**Instruction**.
Extract each line holding the word "code" from the entries.

— Start Provided entries —

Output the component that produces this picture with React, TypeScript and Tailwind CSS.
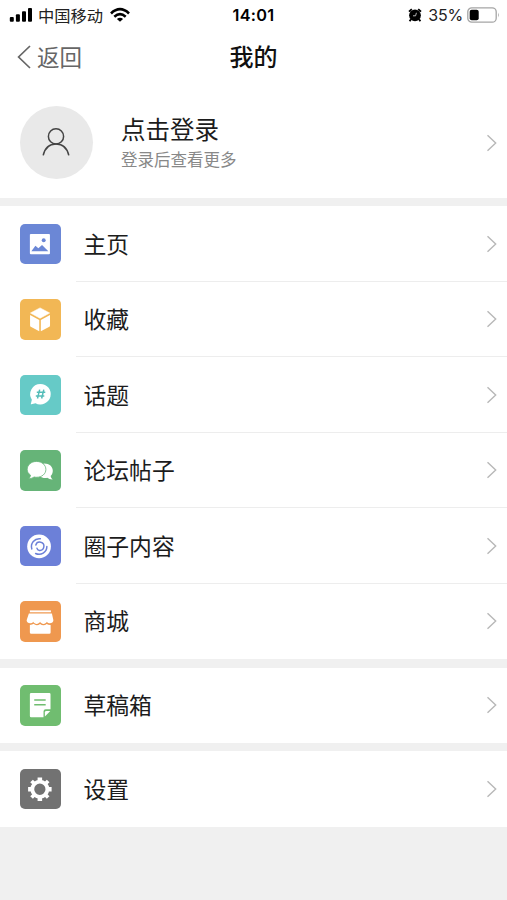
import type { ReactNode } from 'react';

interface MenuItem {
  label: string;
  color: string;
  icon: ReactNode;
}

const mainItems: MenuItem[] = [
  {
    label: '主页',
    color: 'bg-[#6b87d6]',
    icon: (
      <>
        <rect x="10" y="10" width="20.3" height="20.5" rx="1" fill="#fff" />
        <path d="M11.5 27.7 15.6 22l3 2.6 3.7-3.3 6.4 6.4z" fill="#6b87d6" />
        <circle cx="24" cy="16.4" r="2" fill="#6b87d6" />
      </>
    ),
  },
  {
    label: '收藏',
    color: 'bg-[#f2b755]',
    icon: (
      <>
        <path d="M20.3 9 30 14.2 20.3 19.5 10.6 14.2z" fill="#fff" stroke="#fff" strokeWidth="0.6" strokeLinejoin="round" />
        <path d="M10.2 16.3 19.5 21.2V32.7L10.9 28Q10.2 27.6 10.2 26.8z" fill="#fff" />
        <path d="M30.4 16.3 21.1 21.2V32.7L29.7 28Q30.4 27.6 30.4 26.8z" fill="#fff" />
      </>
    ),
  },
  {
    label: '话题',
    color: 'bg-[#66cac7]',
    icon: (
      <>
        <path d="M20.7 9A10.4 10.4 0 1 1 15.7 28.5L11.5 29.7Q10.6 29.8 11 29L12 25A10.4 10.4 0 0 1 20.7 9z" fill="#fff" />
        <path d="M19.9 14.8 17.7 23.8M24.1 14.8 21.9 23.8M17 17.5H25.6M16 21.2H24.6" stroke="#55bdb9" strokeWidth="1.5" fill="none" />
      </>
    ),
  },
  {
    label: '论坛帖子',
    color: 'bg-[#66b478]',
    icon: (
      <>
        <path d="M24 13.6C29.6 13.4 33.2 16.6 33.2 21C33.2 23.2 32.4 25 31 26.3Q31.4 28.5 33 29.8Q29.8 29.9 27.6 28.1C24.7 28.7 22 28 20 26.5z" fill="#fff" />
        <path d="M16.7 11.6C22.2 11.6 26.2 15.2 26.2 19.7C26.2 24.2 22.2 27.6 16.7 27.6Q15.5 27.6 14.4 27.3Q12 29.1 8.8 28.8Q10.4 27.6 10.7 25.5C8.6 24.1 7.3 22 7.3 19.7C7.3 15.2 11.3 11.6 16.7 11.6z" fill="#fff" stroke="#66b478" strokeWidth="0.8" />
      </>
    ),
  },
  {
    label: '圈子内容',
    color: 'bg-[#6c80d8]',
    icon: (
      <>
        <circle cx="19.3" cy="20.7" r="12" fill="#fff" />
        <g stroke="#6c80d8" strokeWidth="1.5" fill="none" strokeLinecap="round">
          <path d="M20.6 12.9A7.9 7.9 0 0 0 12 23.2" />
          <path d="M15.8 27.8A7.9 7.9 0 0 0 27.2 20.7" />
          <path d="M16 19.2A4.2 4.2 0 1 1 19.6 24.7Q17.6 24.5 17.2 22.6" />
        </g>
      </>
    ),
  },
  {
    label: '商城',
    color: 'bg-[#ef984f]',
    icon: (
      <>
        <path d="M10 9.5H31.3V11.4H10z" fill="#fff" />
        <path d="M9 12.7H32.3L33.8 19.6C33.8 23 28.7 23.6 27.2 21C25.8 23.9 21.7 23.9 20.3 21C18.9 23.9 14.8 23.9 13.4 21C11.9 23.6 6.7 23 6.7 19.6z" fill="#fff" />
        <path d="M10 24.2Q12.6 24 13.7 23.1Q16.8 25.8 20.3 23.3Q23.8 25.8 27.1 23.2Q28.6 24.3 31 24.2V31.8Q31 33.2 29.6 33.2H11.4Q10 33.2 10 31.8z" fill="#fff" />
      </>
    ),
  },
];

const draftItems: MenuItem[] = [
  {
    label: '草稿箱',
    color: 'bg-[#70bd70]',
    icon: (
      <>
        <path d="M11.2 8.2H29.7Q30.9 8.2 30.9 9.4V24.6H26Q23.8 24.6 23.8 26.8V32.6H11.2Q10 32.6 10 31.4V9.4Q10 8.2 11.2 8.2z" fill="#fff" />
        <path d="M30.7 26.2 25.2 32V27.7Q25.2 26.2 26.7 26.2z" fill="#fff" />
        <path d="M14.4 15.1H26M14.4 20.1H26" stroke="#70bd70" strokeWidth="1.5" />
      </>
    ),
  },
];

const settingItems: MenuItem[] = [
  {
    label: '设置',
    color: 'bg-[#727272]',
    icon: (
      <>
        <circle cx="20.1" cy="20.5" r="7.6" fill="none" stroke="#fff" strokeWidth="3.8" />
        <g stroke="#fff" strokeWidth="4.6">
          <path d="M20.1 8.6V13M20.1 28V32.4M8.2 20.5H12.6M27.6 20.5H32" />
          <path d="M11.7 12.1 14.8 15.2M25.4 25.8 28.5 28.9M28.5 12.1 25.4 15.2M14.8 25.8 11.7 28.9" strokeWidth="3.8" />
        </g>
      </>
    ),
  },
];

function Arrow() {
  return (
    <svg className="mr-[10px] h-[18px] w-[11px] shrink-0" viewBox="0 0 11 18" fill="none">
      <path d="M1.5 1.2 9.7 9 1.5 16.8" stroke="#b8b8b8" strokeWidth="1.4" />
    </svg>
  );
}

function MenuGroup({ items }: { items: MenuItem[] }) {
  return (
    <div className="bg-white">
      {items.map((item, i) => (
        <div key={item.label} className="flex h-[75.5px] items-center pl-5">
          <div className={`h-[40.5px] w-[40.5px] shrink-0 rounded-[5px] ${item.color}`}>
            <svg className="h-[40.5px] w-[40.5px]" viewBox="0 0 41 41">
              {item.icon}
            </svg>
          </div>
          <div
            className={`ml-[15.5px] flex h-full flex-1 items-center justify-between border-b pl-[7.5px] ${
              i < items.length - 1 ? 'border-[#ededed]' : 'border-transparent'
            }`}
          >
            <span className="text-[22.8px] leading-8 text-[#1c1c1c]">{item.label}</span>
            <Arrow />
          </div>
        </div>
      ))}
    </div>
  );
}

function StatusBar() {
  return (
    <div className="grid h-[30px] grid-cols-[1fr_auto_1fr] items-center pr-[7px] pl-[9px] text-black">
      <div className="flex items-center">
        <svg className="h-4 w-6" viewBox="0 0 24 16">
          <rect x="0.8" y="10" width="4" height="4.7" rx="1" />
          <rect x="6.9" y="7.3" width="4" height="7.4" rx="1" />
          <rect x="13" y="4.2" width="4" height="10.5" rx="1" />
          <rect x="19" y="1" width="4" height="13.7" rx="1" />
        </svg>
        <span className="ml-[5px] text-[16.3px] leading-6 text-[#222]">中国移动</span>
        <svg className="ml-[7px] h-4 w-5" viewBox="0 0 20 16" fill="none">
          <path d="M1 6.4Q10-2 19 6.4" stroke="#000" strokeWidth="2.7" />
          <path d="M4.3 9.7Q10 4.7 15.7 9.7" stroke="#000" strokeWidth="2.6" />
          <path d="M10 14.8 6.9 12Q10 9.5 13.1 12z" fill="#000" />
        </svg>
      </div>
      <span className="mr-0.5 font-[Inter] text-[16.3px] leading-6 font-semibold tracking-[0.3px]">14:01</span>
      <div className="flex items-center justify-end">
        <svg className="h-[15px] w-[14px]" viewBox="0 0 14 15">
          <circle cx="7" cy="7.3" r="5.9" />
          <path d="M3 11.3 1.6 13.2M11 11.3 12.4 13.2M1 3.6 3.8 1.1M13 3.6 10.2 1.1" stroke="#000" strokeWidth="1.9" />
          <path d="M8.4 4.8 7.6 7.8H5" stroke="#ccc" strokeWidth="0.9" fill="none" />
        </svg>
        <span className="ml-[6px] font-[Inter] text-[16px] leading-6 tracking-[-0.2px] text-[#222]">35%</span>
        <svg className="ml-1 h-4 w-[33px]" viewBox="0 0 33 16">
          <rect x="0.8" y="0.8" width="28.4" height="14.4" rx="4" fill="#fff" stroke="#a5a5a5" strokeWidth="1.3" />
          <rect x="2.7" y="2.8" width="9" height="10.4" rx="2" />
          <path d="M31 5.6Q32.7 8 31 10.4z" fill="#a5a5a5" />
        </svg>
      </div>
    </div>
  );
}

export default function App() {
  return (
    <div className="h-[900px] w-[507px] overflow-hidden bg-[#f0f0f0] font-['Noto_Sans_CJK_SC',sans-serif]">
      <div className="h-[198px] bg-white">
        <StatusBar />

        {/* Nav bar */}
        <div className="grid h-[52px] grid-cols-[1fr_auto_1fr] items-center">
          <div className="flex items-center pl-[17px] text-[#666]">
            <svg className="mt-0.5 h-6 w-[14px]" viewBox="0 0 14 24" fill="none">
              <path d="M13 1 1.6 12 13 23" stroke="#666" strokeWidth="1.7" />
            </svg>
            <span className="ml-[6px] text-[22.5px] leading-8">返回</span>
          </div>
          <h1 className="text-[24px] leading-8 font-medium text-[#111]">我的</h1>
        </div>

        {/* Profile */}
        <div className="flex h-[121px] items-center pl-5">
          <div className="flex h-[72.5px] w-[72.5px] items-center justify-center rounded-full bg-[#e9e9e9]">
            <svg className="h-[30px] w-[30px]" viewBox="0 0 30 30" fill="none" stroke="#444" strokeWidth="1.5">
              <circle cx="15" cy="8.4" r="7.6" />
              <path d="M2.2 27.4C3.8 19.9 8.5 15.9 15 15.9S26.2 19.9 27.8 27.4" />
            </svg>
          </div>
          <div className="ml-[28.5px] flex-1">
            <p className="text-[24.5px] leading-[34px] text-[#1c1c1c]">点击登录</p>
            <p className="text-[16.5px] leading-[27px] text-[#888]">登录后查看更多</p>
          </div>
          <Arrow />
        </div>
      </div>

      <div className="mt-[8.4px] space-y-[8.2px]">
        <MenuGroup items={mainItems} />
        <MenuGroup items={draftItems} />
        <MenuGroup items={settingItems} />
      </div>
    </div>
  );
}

— End Provided entries —
— Start Provided entries —

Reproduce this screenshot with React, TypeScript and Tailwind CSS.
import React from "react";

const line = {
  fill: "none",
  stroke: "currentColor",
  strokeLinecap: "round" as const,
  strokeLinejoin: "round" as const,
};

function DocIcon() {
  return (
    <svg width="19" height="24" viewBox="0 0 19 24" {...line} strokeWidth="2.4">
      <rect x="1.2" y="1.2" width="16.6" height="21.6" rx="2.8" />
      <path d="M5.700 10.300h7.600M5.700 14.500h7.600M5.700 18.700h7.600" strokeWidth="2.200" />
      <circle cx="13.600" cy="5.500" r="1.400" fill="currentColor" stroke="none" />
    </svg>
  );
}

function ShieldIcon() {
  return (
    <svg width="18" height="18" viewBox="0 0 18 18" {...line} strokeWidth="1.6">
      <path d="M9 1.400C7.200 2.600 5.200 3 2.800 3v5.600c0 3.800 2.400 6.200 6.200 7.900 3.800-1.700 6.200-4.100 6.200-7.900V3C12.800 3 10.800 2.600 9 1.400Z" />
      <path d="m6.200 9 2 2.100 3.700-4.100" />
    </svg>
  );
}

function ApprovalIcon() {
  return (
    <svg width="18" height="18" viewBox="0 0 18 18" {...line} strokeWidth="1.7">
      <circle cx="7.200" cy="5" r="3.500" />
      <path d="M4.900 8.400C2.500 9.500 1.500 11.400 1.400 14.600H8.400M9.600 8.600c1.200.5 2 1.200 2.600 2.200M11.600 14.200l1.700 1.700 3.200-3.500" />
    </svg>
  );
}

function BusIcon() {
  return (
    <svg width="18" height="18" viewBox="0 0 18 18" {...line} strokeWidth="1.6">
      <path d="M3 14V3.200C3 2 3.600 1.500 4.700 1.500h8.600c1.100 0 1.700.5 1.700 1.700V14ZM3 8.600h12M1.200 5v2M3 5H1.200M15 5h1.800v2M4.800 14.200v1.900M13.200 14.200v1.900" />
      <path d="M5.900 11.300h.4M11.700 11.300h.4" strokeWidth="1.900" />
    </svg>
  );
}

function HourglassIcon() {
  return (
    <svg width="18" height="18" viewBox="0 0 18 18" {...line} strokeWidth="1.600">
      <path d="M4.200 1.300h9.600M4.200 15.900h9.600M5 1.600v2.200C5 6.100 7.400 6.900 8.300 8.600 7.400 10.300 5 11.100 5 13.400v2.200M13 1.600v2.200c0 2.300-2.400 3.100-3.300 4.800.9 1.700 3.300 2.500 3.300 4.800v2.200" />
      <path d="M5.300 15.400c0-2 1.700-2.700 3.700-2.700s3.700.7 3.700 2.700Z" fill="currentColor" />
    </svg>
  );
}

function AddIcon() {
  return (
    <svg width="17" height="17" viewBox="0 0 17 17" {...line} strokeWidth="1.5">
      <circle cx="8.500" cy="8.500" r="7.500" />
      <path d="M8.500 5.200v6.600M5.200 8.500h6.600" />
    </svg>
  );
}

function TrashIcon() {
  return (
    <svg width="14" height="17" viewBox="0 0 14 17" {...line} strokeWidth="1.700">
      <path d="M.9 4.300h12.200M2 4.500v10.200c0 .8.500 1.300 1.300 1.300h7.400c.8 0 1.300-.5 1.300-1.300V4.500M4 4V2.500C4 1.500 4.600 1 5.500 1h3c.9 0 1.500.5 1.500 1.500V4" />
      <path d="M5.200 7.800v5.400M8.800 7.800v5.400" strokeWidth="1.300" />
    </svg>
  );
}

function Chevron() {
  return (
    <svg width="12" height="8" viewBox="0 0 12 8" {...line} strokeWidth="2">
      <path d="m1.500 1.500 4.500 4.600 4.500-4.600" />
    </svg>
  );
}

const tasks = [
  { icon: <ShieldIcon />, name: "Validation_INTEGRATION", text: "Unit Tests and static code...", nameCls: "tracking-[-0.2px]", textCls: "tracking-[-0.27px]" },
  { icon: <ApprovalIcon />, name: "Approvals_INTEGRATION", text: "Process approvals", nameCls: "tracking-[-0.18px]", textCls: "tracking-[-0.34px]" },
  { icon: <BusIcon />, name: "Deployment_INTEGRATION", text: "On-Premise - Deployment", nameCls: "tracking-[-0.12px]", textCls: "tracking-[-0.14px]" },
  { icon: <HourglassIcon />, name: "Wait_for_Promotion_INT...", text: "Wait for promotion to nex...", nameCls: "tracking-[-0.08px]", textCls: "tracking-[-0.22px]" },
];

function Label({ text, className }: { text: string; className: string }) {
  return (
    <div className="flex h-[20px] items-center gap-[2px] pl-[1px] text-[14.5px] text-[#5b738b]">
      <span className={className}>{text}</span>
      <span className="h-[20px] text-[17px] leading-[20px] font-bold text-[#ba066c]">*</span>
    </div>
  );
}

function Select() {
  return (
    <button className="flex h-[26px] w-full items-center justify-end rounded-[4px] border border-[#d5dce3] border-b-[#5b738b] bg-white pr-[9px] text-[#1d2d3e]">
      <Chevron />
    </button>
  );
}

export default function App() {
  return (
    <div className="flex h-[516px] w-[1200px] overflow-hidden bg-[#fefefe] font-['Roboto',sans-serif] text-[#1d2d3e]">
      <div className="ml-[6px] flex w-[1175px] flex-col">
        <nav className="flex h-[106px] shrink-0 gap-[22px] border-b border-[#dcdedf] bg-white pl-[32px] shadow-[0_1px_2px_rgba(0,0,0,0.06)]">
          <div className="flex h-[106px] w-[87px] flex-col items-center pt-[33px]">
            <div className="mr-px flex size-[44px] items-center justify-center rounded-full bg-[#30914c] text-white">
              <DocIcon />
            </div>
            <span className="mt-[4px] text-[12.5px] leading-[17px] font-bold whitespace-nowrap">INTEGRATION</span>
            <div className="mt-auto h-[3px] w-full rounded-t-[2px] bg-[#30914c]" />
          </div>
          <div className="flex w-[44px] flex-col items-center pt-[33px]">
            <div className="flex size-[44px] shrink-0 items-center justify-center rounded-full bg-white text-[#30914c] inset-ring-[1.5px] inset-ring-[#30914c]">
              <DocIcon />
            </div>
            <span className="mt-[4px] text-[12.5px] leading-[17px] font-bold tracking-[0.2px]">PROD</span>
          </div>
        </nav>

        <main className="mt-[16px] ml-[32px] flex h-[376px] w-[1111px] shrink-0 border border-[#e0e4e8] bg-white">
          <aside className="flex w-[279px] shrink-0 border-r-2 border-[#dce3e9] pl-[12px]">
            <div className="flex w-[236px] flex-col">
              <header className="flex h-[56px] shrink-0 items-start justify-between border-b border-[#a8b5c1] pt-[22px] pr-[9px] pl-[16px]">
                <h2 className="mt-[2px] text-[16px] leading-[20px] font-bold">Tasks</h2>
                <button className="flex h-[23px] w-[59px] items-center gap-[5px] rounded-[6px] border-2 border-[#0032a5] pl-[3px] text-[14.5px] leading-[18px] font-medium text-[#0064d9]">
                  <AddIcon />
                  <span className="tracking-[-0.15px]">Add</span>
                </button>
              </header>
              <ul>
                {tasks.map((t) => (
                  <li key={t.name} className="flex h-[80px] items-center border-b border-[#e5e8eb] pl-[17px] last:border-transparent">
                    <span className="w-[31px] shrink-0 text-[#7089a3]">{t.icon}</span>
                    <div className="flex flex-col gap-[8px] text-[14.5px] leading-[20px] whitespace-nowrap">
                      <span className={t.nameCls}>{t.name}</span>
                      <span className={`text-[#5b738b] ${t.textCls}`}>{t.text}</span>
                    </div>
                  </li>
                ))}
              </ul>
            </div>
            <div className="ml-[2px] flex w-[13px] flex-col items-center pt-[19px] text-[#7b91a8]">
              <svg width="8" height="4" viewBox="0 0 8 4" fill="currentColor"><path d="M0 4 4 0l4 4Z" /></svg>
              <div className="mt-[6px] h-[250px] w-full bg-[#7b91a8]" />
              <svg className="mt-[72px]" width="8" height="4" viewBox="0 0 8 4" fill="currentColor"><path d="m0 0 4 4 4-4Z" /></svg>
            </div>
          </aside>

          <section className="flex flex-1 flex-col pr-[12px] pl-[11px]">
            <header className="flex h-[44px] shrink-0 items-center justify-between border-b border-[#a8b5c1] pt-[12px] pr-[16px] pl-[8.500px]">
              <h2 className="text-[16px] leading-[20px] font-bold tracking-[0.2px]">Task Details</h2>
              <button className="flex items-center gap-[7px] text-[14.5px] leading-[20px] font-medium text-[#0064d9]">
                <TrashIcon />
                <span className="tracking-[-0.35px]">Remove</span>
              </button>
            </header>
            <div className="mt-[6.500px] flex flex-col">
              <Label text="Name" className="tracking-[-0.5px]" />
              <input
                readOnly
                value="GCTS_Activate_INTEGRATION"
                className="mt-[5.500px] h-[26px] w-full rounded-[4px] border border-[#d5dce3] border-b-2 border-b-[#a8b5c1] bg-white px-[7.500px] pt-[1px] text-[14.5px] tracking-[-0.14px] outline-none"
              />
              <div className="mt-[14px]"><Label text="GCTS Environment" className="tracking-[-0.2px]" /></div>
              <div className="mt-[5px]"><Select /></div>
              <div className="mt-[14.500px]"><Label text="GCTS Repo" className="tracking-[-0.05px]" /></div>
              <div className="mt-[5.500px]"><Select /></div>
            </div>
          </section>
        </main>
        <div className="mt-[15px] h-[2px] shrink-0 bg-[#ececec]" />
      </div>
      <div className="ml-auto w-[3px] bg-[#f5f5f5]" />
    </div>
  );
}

— End Provided entries —
— Start Provided entries —

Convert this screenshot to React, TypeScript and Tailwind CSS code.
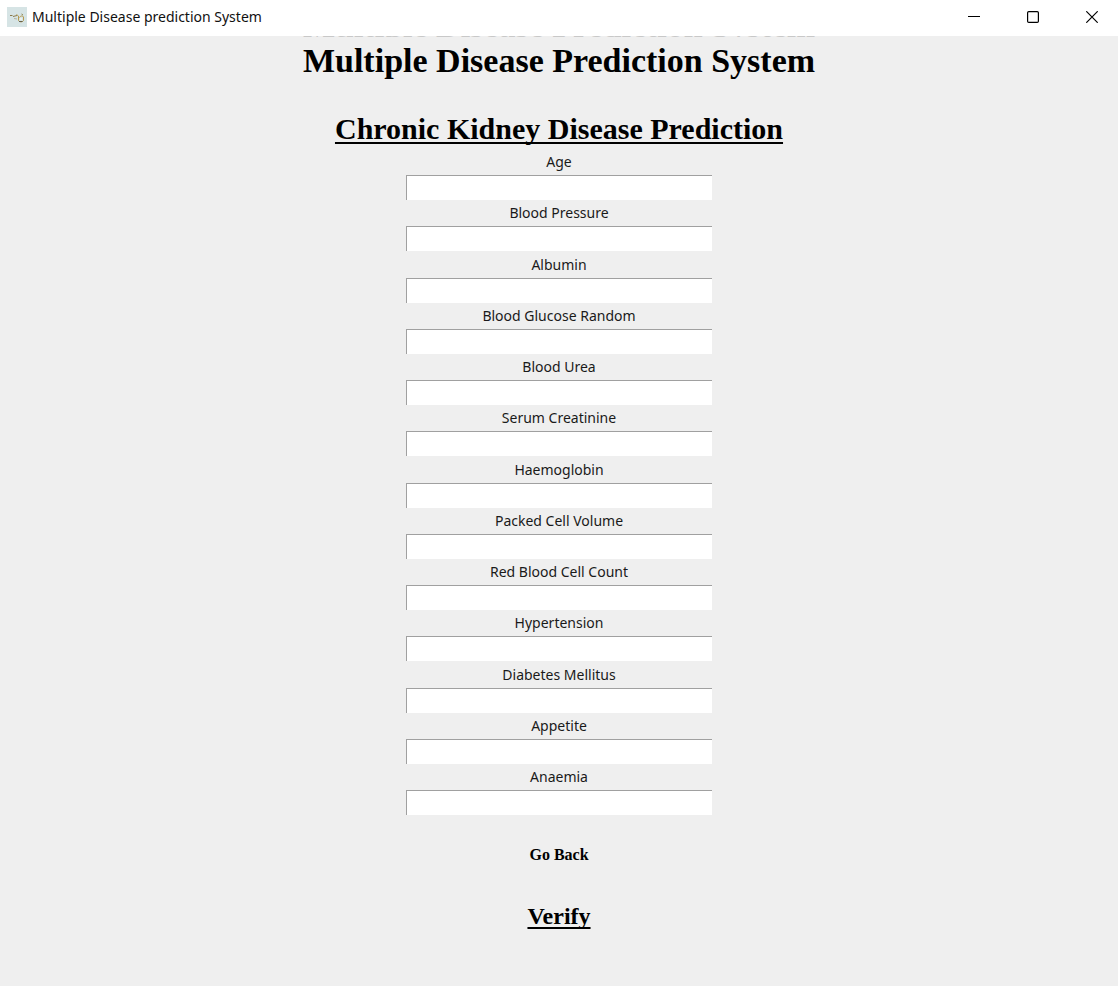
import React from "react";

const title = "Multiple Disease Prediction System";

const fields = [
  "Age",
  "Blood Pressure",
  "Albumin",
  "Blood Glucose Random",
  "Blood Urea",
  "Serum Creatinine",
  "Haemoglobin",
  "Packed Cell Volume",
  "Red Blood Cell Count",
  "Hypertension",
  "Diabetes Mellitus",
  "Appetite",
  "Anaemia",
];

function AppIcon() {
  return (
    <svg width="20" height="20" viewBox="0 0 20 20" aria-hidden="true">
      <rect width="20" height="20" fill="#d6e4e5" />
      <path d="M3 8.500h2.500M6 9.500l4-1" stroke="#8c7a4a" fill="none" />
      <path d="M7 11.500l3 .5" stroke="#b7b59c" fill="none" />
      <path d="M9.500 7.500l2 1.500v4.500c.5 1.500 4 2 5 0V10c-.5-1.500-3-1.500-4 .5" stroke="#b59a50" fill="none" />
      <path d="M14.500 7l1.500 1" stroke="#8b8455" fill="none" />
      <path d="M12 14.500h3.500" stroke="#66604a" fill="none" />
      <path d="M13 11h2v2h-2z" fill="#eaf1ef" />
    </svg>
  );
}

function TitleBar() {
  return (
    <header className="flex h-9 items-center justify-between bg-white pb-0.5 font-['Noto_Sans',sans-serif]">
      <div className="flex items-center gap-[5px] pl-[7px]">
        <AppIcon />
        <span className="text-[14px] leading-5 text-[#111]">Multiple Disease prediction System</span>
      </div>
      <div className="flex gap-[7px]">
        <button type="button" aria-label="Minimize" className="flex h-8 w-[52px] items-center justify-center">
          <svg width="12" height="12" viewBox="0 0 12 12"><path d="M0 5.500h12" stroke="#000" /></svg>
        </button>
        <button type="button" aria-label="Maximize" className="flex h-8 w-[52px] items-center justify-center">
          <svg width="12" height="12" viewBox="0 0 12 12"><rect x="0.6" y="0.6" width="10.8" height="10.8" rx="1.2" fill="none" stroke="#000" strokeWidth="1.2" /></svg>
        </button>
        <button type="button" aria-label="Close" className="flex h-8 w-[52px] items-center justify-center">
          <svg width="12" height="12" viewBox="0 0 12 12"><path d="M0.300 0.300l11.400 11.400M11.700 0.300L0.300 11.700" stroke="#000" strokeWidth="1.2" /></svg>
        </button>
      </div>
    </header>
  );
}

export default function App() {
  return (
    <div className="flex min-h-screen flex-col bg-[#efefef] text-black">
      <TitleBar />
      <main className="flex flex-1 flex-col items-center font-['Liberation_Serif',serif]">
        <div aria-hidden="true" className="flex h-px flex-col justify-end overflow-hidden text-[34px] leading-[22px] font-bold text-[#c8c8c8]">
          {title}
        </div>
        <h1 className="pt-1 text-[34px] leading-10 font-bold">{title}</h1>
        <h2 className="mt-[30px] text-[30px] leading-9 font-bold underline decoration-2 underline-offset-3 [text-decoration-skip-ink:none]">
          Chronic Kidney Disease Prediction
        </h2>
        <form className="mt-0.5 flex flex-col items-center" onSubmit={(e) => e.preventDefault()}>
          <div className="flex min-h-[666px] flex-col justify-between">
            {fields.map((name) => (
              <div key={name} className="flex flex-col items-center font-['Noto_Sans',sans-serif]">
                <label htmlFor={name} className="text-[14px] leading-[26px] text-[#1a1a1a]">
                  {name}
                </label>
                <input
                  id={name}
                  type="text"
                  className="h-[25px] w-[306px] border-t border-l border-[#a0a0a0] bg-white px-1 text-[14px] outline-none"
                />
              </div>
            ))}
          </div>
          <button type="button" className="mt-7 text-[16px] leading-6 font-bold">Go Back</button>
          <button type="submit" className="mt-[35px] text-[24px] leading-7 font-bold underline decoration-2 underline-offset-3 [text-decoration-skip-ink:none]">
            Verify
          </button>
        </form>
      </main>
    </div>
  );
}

— End Provided entries —

**Result**.
  { icon: <ShieldIcon />, name: "Validation_INTEGRATION", text: "Unit Tests and static code...", nameCls: "tracking-[-0.2px]", textCls: "tracking-[-0.27px]" },
Convert this screenshot to React, TypeScript and Tailwind CSS code.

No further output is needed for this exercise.